Your function finds a complex number that represents rotation. To extend the formula to 3D you would find a quaternion that represents a rotation. In the 2D case, the rotation complex number could be expressed by using 2 unit length vectors that represent the initial and final vectors.

$FI^* = \cos(\theta ) + i \sin(\theta )$

The quaternion version of this formula is very similar, but a rotation quaternion involves cosines and sines of the half angle, not the full angle. Rather than multiplying the F vector by the conjugate of the I vector, you multiply F by the conjugate of a vector halfway between. If both of the input vectors are normalized, the halfway vector is just the average of the two. Since the average of two vectors is not normalized, you will need to normalize the halfway vector.

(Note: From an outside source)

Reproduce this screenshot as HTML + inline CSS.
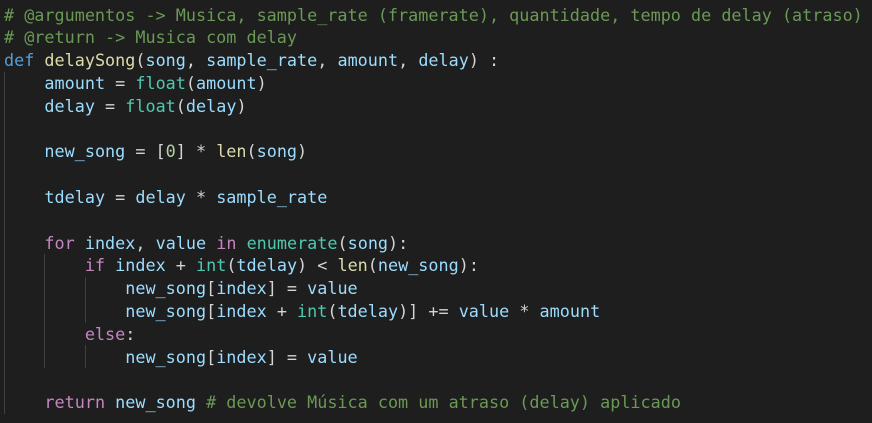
<!DOCTYPE html>
<html><head><meta charset="utf-8"><style>
html,body{margin:0;padding:0;background:#1e1e1e;width:872px;height:423px;overflow:hidden}
pre{margin:0;padding:3.6px 0 0 4px;font-family:"DejaVu Sans Mono","Liberation Mono",monospace;font-size:16.8px;line-height:22.8px;color:#d4d4d4;position:relative}
.c{color:#6a9955}.k{color:#569cd6}.f{color:#dcdcaa}.v{color:#9cdcfe}.b{color:#4ec9b0}.p{color:#c586c0}.n{color:#b5cea8}.y{color:#ffd700}
.g{position:absolute;width:1px;background:#404040}
</style></head><body>
<div class="g" style="left:4px;top:72px;height:342px"></div>
<div class="g" style="left:44px;top:254px;height:114px"></div>
<div class="g" style="left:85px;top:277px;height:46px"></div>
<div class="g" style="left:85px;top:345px;height:23px"></div>
<pre><span class="c"># @argumentos -&gt; Musica, sample_rate (framerate), quantidade, tempo de delay (atraso)</span>
<span class="c"># @return -&gt; Musica com delay</span>
<span class="k">def</span> <span class="f">delaySong</span>(<span class="v">song</span>, <span class="v">sample_rate</span>, <span class="v">amount</span>, <span class="v">delay</span>) :
    <span class="v">amount</span> = <span class="b">float</span>(<span class="v">amount</span>)
    <span class="v">delay</span> = <span class="b">float</span>(<span class="v">delay</span>)

    <span class="v">new_song</span> = [<span class="n">0</span>] * <span class="f">len</span>(<span class="v">song</span>)

    <span class="v">tdelay</span> = <span class="v">delay</span> * <span class="v">sample_rate</span>

    <span class="p">for</span> <span class="v">index</span>, <span class="v">value</span> <span class="p">in</span> <span class="b">enumerate</span>(<span class="v">song</span>):
        <span class="p">if</span> <span class="v">index</span> + <span class="b">int</span>(<span class="v">tdelay</span>) &lt; <span class="f">len</span>(<span class="v">new_song</span>):
            <span class="v">new_song</span>[<span class="v">index</span>] = <span class="v">value</span>
            <span class="v">new_song</span>[<span class="v">index</span> + <span class="b">int</span>(<span class="v">tdelay</span>)] += <span class="v">value</span> * <span class="v">amount</span>
        <span class="p">else</span>:
            <span class="v">new_song</span>[<span class="v">index</span>] = <span class="v">value</span>

    <span class="p">return</span> <span class="v">new_song</span> <span class="c"># devolve Música com um atraso (delay) aplicado</span>
</pre>
</body></html>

$\mathbf{H} = \widehat{\mathbf{I} + \mathbf{F}}$

(NOTE: the hat symbol ^ means that you normalize the result of adding the vectors together)

$\mathbf{F}\overline{\mathbf{H}} = \cos\left(\frac{\theta}{2}\right) + \hat{\mathbf{n}} \sin\left(\frac{\theta}{2}\right)$

This is the quaternion that will rotate I into F

[Edited by - Eric_Brown on March 17, 2010 11:20:21 PM]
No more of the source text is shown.